Lets have a brief summary of events in Libya, as these unfolded, and as I have always stated these were to, always one step ahead of events, we were. However, the words here, are those put forth via a UK-based national newspaper, The Independent:
Libyan rebels have conceded ground since bombing began
By Kim Sengupta, Defence Correspondent
Wednesday, 27 July 2011
Rebel fighters have lost all the ground they gained against Gaddafi’s forces despite the Nato bombing raids.
Fresh diplomatic efforts are under way to try to end Libya’s bloody civil war, with the UN special envoy flying to Tripoli to hold talks after Britain followed France in accepting that Muammar Gaddafi cannot be bombed into exile.
The change of stance by the two most active countries in the international coalition is an acceptance of realities on the ground. Despite more than four months of sustained air strikes by Nato, the rebels have failed to secure any military advantage. Colonel Gaddafi has survived what observers perceive as attempts to eliminate him and, despite the defection of a number of senior commanders, there is no sign that he will be dethroned in a palace coup.
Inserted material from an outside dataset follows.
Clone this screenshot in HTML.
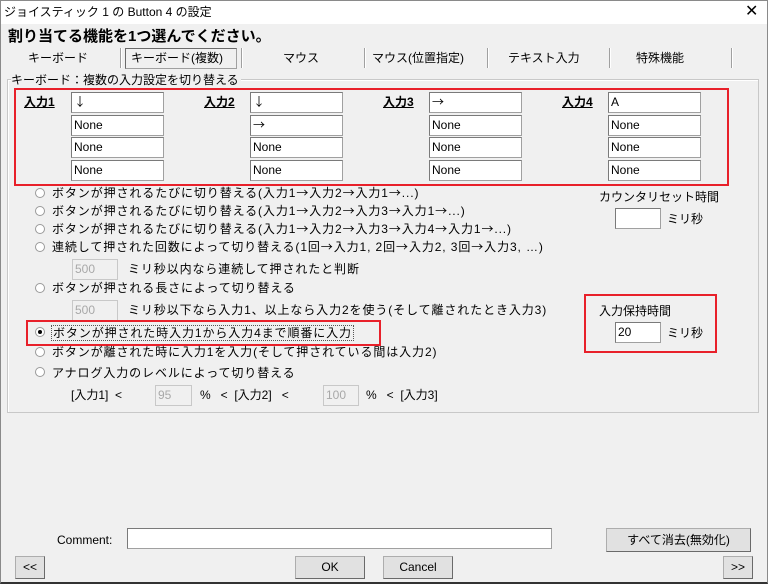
<!DOCTYPE html>
<html><head><meta charset="utf-8"><style>
*{box-sizing:border-box;margin:0;padding:0}
body{width:768px;height:584px;background:#f0f0f0;font-family:"Liberation Sans","Noto Sans CJK JP",sans-serif;font-size:12px;color:#000;position:relative;overflow:hidden}
.a{position:absolute;white-space:nowrap;line-height:14px}
.r{letter-spacing:0.9px}
.j{font-family:"Noto Sans CJK JP",sans-serif}
.in{position:absolute;background:#fff;border:1px solid #a0a0a0;border-top-color:#7a7a7a;border-left-color:#7a7a7a;height:21px;font-size:12px;line-height:18px;padding-left:2px;white-space:nowrap}
.dis{background:#f0f0f0;color:#a8a8a8;border-color:#c8c8c8}
.rb{position:absolute;width:10px;height:10px;border:1px solid #9a9a9a;border-radius:50%;background:#fff}
.btn{position:absolute;background:#e1e1e1;border:1px solid #adadad;border-right-color:#6a6a6a;border-bottom-color:#6a6a6a;text-align:center;font-size:12px;line-height:20px}
.sep{position:absolute;top:48px;width:2px;height:20px;border-left:1px solid #a0a0a0;border-right:1px solid #fff}
.red{position:absolute;border:2px solid #e8202a}
.lbl{text-decoration:underline;font-weight:bold}
</style></head><body>
<div style="position:absolute;left:0;top:0;width:768px;height:24px;background:#fff"></div>
<div style="position:absolute;left:0;top:0;width:768px;height:584px;border:1px solid #8a8a8a;border-bottom:2px solid #333"></div>
<div class="a" style="left:4px;top:5px;font-size:12px">ジョイスティック 1 の Button 4 の設定</div>
<div class="a" style="left:745px;top:4px;font-size:16px;line-height:16px">✕</div>
<div class="a" style="left:8px;top:28px;font-size:15px;line-height:17px;font-weight:bold">割り当てる機能を1つ選んでください。</div>

<div class="a" style="left:28px;top:51px">キーボード</div>
<div class="sep" style="left:120px"></div>
<div style="position:absolute;left:125px;top:48px;width:112px;height:21px;border:1px solid #a0a0a0;border-top-color:#6a6a6a;border-left-color:#6a6a6a"></div>
<div class="a" style="left:131px;top:51px">キーボード(複数)</div>
<div class="sep" style="left:241px"></div>
<div class="a" style="left:283px;top:51px">マウス</div>
<div class="sep" style="left:364px"></div>
<div class="a" style="left:372px;top:51px">マウス(位置指定)</div>
<div class="sep" style="left:487px"></div>
<div class="a" style="left:508px;top:51px">テキスト入力</div>
<div class="sep" style="left:609px"></div>
<div class="a" style="left:636px;top:51px">特殊機能</div>
<div class="sep" style="left:731px"></div>

<div style="position:absolute;left:7px;top:79px;width:752px;height:334px;border:1px solid #c8c8c8;box-shadow:inset 1px 1px 0 #fff"></div>
<div class="a" style="left:11px;top:73px;background:#f0f0f0;padding-right:2px">キーボード：複数の入力設定を切り替える</div>

<div class="red" style="left:14px;top:88px;width:715px;height:98px"></div>
<div class="a lbl" style="left:24px;top:95px">入力1</div>
<div class="a lbl" style="left:204px;top:95px">入力2</div>
<div class="a lbl" style="left:383px;top:95px">入力3</div>
<div class="a lbl" style="left:562px;top:95px">入力4</div>

<div class="in j" style="left:71px;top:92px;width:93px">↓</div>
<div class="in" style="left:71px;top:115px;width:93px">None</div>
<div class="in" style="left:71px;top:137px;width:93px">None</div>
<div class="in" style="left:71px;top:160px;width:93px">None</div>
<div class="in j" style="left:250px;top:92px;width:93px">↓</div>
<div class="in j" style="left:250px;top:115px;width:93px">→</div>
<div class="in" style="left:250px;top:137px;width:93px">None</div>
<div class="in" style="left:250px;top:160px;width:93px">None</div>
<div class="in j" style="left:429px;top:92px;width:93px">→</div>
<div class="in" style="left:429px;top:115px;width:93px">None</div>
<div class="in" style="left:429px;top:137px;width:93px">None</div>
<div class="in" style="left:429px;top:160px;width:93px">None</div>
<div class="in" style="left:608px;top:92px;width:93px">A</div>
<div class="in" style="left:608px;top:115px;width:93px">None</div>
<div class="in" style="left:608px;top:137px;width:93px">None</div>
<div class="in" style="left:608px;top:160px;width:93px">None</div>

<div class="rb" style="left:35px;top:188px"></div><div class="a r" style="left:52px;top:186px">ボタンが押されるたびに切り替える(入力1<span class="j">→</span>入力2<span class="j">→</span>入力1<span class="j">→</span>...)</div>
<div class="rb" style="left:35px;top:206px"></div><div class="a r" style="left:52px;top:204px">ボタンが押されるたびに切り替える(入力1<span class="j">→</span>入力2<span class="j">→</span>入力3<span class="j">→</span>入力1<span class="j">→</span>...)</div>
<div class="rb" style="left:35px;top:224px"></div><div class="a r" style="left:52px;top:222px">ボタンが押されるたびに切り替える(入力1<span class="j">→</span>入力2<span class="j">→</span>入力3<span class="j">→</span>入力4<span class="j">→</span>入力1<span class="j">→</span>...)</div>
<div class="rb" style="left:35px;top:242px"></div><div class="a r" style="left:52px;top:240px">連続して押された回数によって切り替える(1回<span class="j">→</span>入力1, 2回<span class="j">→</span>入力2, 3回<span class="j">→</span>入力3, …)</div>
<div class="in dis" style="left:72px;top:259px;width:46px">500</div><div class="a r" style="left:128px;top:262px">ミリ秒以内なら連続して押されたと判断</div>
<div class="rb" style="left:35px;top:283px"></div><div class="a r" style="left:52px;top:281px">ボタンが押される長さによって切り替える</div>
<div class="in dis" style="left:72px;top:300px;width:46px">500</div><div class="a r" style="left:128px;top:303px">ミリ秒以下なら入力1、以上なら入力2を使う(そして離されたとき入力3)</div>
<div class="red" style="left:26px;top:320px;width:355px;height:26px"></div>
<div class="rb" style="left:35px;top:327px"></div><div style="position:absolute;left:38px;top:330px;width:4px;height:4px;background:#000;border-radius:50%"></div>
<div class="a r" style="left:51px;top:325px;border:1px dotted #555;padding:0 1px">ボタンが押された時入力1から入力4まで順番に入力</div>
<div class="rb" style="left:35px;top:347px"></div><div class="a r" style="left:52px;top:345px">ボタンが離された時に入力1を入力(そして押されている間は入力2)</div>
<div class="rb" style="left:35px;top:367px"></div><div class="a r" style="left:52px;top:366px">アナログ入力のレベルによって切り替える</div>
<div class="a" style="left:71px;top:388px">[入力1]&nbsp;&nbsp;&lt;</div>
<div class="in dis" style="left:155px;top:385px;width:37px">95</div>
<div class="a" style="left:200px;top:388px">%&nbsp;&nbsp;&nbsp;&lt;&nbsp;&nbsp;[入力2]&nbsp;&nbsp;&nbsp;&lt;</div>
<div class="in dis" style="left:323px;top:385px;width:36px">100</div>
<div class="a" style="left:366px;top:388px">%&nbsp;&nbsp;&nbsp;&lt;&nbsp;&nbsp;[入力3]</div>

<div class="a" style="left:599px;top:190px">カウンタリセット時間</div>
<div class="in" style="left:615px;top:208px;width:46px"></div>
<div class="a" style="left:667px;top:212px">ミリ秒</div>
<div class="red" style="left:584px;top:294px;width:133px;height:59px"></div>
<div class="a" style="left:599px;top:304px">入力保持時間</div>
<div class="in" style="left:615px;top:322px;width:46px">20</div>
<div class="a" style="left:667px;top:326px">ミリ秒</div>

<div class="a" style="left:57px;top:533px">Comment:</div>
<div class="in" style="left:127px;top:528px;width:425px"></div>
<div class="btn" style="left:606px;top:528px;width:145px;height:24px;line-height:22px">すべて消去(無効化)</div>
<div class="btn" style="left:15px;top:556px;width:30px;height:23px">&lt;&lt;</div>
<div class="btn" style="left:295px;top:556px;width:70px;height:23px">OK</div>
<div class="btn" style="left:383px;top:556px;width:70px;height:23px">Cancel</div>
<div class="btn" style="left:723px;top:556px;width:30px;height:23px">&gt;&gt;</div>
</body></html>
The regime controls around 20 per cent more territory than it did in the immediate aftermath of the uprising on 17 February.
The main obstacle to a ceasefire, so far, has been the insistence of the opposition and their Western backers that Colonel Gaddafi and his family must leave Libya. But earlier this month Mustafa Abdul Jalil, the leader of the Transitional National Council, stated that the dictator can remain in the country if he gives up the reins of power.
The French President, Nicolas Sarkozy, had wanted to declare victory in a Bastille Day speech on 14 July. Soon after this date, the country’s Defence and Foreign Ministers pressed the case for a negotiated settlement.
The UK, which appeared to have been taken by surprise at the French volte-face, tried to maintain a tough line. But that has also changed in the last 48 hours, with first Downing Street and then the Foreign Secretary William Hague saying that Colonel Gaddafi may after all be allowed to remain in his homeland. Mr Hague said the UK would support whatever agreement was reached by the two sides in Libya.
Many senior British military officers have been less than enthusiastic about the Libyan mission, questioning its direction, and privately complaining that it is a distraction from unfinished business in Afghanistan. David Cameron’s attempts to censure commanders who have raised concerns about fighting two wars while resources are being cut back has also led to growing dissatisfaction.
The UN envoy to Libya, Abdul Elah al-Khatib, had met opposition leaders in Benghazi before flying to Tripoli.
Meanwhile, the Libyan regime, which had offered an unconditional ceasefire a month ago, with senior members indicating that Colonel Gaddafi would be eased out, appears to have hardened its position, with officials maintaining that Nato bombing must stop before any talks can be held and demanding the release of Libyan assets frozen by the international community.
It remains unclear how a peace deal would be policed. Nato countries are adamant that they do not want to put boots on the ground, while Alain Le Roy, the UN’s head of peacekeeping operations, has stated that the organisation only has limited manpower. The rebel administration is wary of involving African Union forces, holding that many of the governments of member states were clients of the Gaddafi regime.
Well, we have seen the points we have constantly argued for;
1. the ill-advised western approach to the local events in Libya (see any post on Libya)
2. the military establishment anxieties (see FCO Leak post)
3. the Gaddaffi personality, Metternich and per brilliance (see Gaddaffi psycho-analysis)
4. the weakness of un-martial ‘rebels’ (see any on Libya)
5. the political rather than military solution (as above)
6. the African countries support for the regime (see Gadhafi, Africa and the West)
7. the need for a rethink of western policy (see the post below: a response to Sue)
and so forth.
To Respond to the Question: How I was able to foresee with accuracy such an event?
Economics is the science of transactions, of capital, assets, consumers and producers. Sociology and Politics, as warfare, these are the sciences where human nature come first, so I applied this simple principle, and analysed, as analyst, their behaviours, histories, manners, cultures, psyches and so forth, then, as a strategist, I brought all these together and weigh-in, and boom, there was from the beginning my answer, vindicated to this day.
Anyway, I wont waste further time dwelling on the vindicated glories, but rather, I will leave here for the present.
P.S: DOES ANYONE ELSE, OR IS JUST ME, THINK WE ARE LIVING IN A RECESSION (IN UK), AND NO ONE SEEMS CARE TO USE THE ”R-WORD” FOR WHAT IT IS (0.2% growth, haha, a BIG LIE, that, which is even a WORSE GOOD-NEWS-LIE).